- Your goal -
Pull every "styles" line out of the data below.

- Data extract -
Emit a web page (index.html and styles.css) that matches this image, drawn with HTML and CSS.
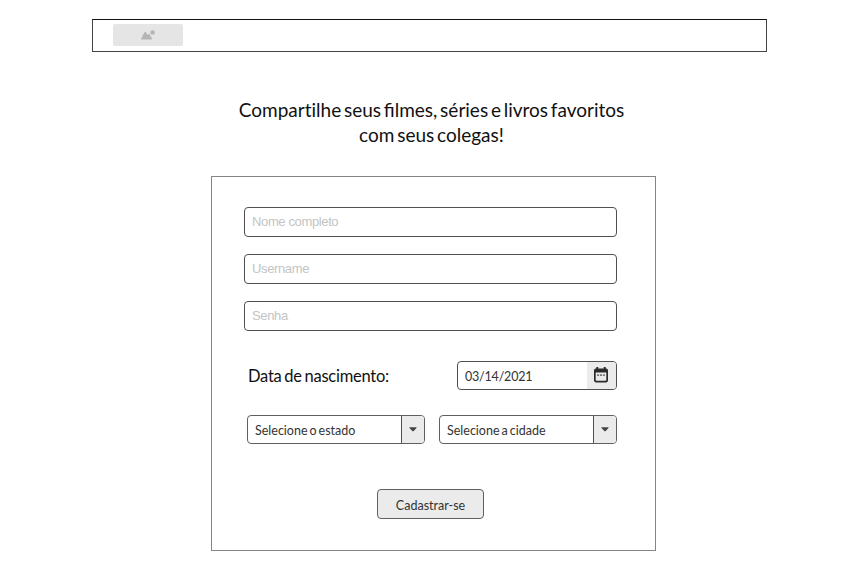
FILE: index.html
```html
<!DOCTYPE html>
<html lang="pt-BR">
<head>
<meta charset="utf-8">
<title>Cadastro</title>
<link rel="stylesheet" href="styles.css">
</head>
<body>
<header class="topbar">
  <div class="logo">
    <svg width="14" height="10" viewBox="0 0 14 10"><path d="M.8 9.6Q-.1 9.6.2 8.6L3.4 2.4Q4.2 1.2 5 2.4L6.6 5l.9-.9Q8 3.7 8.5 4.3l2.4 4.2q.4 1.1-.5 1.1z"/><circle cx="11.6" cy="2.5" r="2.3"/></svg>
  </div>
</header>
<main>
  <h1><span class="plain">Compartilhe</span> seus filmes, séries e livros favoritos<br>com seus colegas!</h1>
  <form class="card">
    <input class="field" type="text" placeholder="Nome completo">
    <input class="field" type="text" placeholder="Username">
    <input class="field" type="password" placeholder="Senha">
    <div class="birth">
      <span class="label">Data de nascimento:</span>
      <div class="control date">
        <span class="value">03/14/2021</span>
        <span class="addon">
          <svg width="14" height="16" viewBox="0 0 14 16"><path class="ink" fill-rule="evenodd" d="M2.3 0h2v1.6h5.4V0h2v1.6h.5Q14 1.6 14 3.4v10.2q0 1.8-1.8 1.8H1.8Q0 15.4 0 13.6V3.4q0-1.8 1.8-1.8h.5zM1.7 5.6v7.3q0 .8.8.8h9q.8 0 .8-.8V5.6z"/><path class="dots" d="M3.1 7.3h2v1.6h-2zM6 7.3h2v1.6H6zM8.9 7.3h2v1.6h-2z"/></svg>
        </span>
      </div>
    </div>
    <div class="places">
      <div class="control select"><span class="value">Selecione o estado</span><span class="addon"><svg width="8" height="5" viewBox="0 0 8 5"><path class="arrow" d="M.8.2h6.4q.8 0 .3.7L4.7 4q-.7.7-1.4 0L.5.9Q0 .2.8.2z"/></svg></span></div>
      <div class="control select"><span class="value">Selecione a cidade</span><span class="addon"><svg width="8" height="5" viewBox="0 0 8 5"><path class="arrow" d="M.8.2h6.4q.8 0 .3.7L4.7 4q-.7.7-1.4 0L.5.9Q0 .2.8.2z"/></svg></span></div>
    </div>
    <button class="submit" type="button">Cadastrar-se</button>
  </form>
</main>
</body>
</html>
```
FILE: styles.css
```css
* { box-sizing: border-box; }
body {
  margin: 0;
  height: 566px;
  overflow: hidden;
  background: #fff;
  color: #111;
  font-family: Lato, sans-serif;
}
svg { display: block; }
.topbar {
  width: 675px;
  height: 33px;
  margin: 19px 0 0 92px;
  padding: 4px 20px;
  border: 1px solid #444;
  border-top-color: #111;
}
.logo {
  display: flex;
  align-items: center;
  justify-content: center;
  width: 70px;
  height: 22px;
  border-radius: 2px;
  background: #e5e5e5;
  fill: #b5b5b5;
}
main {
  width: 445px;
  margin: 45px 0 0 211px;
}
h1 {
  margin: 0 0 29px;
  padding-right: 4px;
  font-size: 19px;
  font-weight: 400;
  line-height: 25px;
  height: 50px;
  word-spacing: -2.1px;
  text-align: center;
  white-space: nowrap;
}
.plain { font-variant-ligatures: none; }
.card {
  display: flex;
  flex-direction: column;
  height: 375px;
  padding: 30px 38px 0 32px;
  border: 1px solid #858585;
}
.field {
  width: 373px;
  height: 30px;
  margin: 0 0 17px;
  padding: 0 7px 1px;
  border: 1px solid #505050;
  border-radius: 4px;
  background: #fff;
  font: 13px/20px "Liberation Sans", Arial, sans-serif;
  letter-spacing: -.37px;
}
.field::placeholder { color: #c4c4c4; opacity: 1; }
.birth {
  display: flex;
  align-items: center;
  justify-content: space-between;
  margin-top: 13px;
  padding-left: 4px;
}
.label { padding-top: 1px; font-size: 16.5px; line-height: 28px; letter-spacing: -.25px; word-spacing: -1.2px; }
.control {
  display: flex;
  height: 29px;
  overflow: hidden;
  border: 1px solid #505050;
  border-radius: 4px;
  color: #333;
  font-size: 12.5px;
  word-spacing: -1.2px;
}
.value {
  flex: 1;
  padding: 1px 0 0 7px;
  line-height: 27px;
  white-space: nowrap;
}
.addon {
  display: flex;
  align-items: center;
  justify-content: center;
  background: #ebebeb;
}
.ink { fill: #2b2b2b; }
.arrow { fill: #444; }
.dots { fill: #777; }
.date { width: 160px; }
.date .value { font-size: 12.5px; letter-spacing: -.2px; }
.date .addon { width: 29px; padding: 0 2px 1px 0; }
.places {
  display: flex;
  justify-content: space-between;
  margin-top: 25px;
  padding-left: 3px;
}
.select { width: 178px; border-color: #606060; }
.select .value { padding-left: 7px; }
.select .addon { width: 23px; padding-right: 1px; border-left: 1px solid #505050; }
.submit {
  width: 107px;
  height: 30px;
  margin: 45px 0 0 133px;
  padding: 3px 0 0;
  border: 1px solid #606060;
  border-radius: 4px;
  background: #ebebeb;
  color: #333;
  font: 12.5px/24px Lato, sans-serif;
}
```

* * *

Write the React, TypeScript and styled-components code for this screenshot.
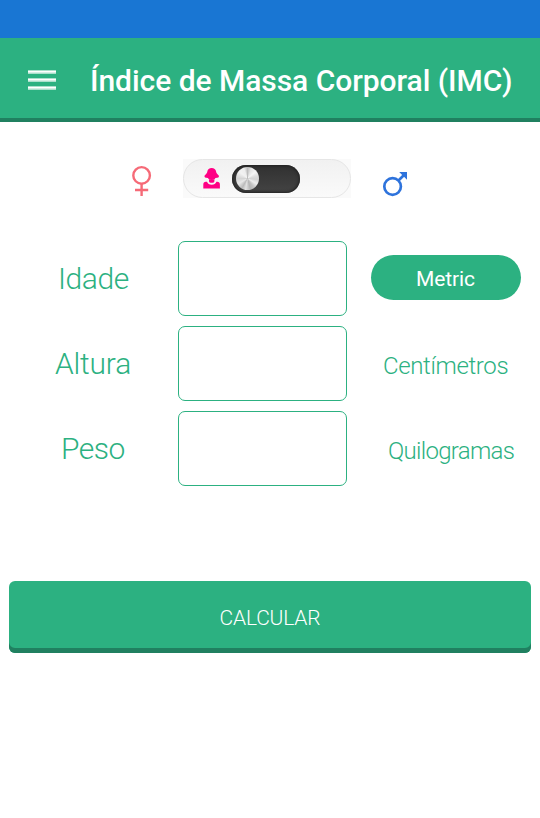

- Final answer -
Emit a web page (index.html and styles.css) that matches this image, drawn with HTML and CSS.
<link rel="stylesheet" href="styles.css">
FILE: styles.css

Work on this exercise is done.